US IPO market poised for growth in 2017
This year was the slowest year for IPO activity since the global financial crisis in 2009. Compared with 2015, deal volume decreased by 36% with 112 IPOs, while capital raised was down 37% with US$21.3b. Financial sponsor-backed IPOs continue to drive the market, representing 56% of US new listings and 64% of proceeds in 2016. Companies that have come to public markets this year have performed well, currently trading on average 17.6% above their debut prices.
Jackie Kelley, EY Americas IPO Leader, said:
“There are a number of indicators that point to optimism in 2017. Private equity continues to provide a robust pipeline of strong deals. The backlog of tech companies is starting to make a debut. Unicorns are beginning to find a successful place in the public markets. This momentum, when matched with the stable, post-election markets, should lead to strong performance for IPOs in 2017.”

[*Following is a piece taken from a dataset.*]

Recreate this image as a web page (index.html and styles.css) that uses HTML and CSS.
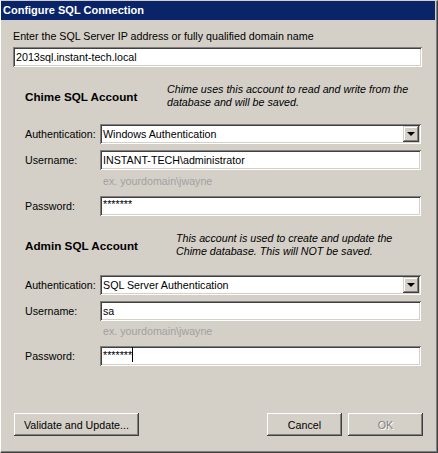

2017 outlook is upbeat, despite ongoing uncertainty
Despite many unexpected outcomes in 2016, the reaction to geopolitical events in the financial markets has been far more positive than many had predicted. Many equity markets have risen to new highs, volatility has fallen and trailing price/earning ratios are on a rising trajectory. Steinbach concludes: “2017 will see an uplift in global IPO volume and capital raised compared to 2016. At this point, however, it seems unlikely that the market next year will match the record levels of 2014 as some caution and uncertainty will remain across some markets. Overall, Asia-Pacific in 2017 will continue to be the engine room of global IPO activity, with stock exchanges in Greater China leading the way. The China Securities Regulatory Commission (CSRC) began speeding up IPO approvals in November, and we expect this to continue through the first half of 2017, supported by stable markets and a strong pipeline of IPO-ready companies.”